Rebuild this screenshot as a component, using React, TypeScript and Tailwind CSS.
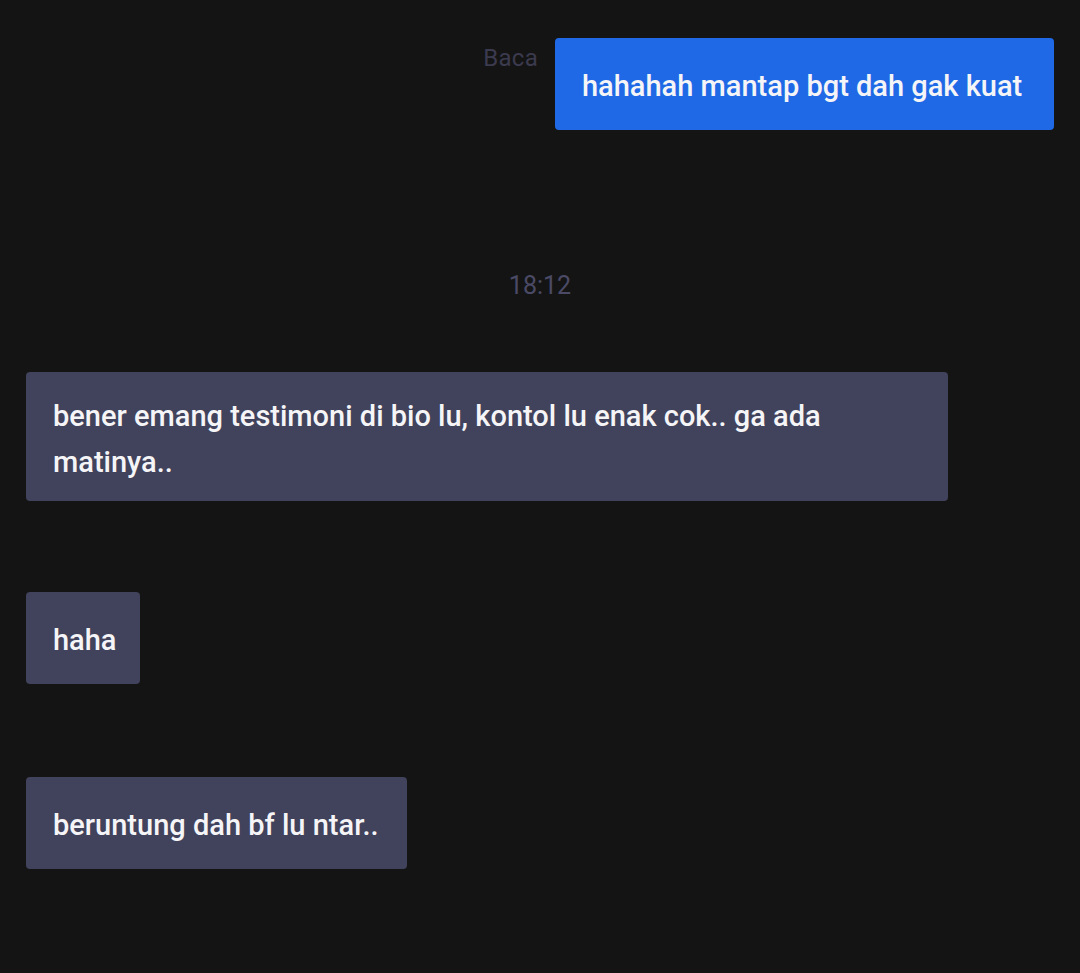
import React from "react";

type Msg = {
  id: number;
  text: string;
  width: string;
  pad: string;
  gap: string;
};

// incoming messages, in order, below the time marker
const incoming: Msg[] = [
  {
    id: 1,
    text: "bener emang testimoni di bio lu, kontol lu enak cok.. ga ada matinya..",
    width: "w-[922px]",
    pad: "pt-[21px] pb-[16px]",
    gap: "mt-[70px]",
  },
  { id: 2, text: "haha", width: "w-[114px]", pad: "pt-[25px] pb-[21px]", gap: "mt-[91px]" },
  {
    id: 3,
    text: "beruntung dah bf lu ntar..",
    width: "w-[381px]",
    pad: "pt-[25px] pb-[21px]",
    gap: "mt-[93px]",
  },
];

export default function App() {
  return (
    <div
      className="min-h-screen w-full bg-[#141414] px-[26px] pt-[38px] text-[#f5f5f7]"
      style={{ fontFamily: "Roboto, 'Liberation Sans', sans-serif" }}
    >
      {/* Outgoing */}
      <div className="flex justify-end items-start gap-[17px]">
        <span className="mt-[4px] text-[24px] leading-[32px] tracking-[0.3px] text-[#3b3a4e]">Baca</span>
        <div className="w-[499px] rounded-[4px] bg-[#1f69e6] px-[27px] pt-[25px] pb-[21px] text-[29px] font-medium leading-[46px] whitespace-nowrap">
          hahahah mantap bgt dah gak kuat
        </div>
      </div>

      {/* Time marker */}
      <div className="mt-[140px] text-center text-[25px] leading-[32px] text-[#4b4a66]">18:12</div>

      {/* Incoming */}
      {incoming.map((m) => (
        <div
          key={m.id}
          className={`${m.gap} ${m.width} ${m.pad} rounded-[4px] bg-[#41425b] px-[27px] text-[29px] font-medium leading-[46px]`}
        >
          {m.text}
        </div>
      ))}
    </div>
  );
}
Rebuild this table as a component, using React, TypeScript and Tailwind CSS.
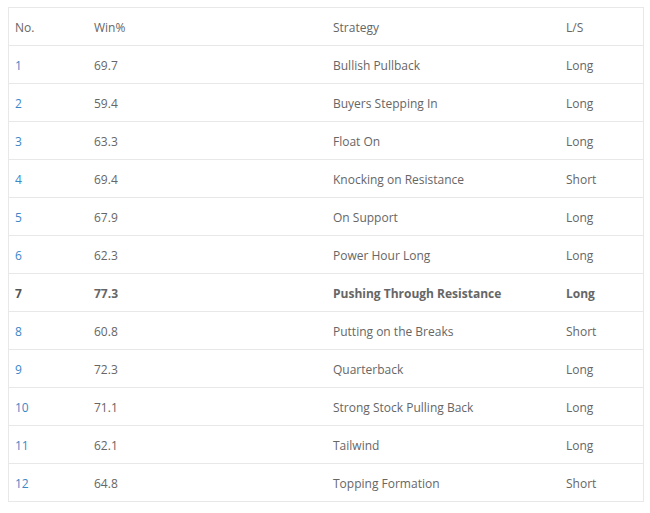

_____

EXERCISE GOAL – Begin at the top of the material above and output each line exactly, stopping after the line that holds "text-center text-[25px] leading-[32px]". Leave out pictures.

WRITTEN RESPONSE –
Rebuild this screenshot as a component, using React, TypeScript and Tailwind CSS.
import React from "react";

type Msg = {
  id: number;
  text: string;
  width: string;
  pad: string;
  gap: string;
};

// incoming messages, in order, below the time marker
const incoming: Msg[] = [
  {
    id: 1,
    text: "bener emang testimoni di bio lu, kontol lu enak cok.. ga ada matinya..",
    width: "w-[922px]",
    pad: "pt-[21px] pb-[16px]",
    gap: "mt-[70px]",
  },
  { id: 2, text: "haha", width: "w-[114px]", pad: "pt-[25px] pb-[21px]", gap: "mt-[91px]" },
  {
    id: 3,
    text: "beruntung dah bf lu ntar..",
    width: "w-[381px]",
    pad: "pt-[25px] pb-[21px]",
    gap: "mt-[93px]",
  },
];

export default function App() {
  return (
    <div
      className="min-h-screen w-full bg-[#141414] px-[26px] pt-[38px] text-[#f5f5f7]"
      style={{ fontFamily: "Roboto, 'Liberation Sans', sans-serif" }}
    >
      {/* Outgoing */}
      <div className="flex justify-end items-start gap-[17px]">
        <span className="mt-[4px] text-[24px] leading-[32px] tracking-[0.3px] text-[#3b3a4e]">Baca</span>
        <div className="w-[499px] rounded-[4px] bg-[#1f69e6] px-[27px] pt-[25px] pb-[21px] text-[29px] font-medium leading-[46px] whitespace-nowrap">
          hahahah mantap bgt dah gak kuat
        </div>
      </div>

      {/* Time marker */}
      <div className="mt-[140px] text-center text-[25px] leading-[32px] text-[#4b4a66]">18:12</div>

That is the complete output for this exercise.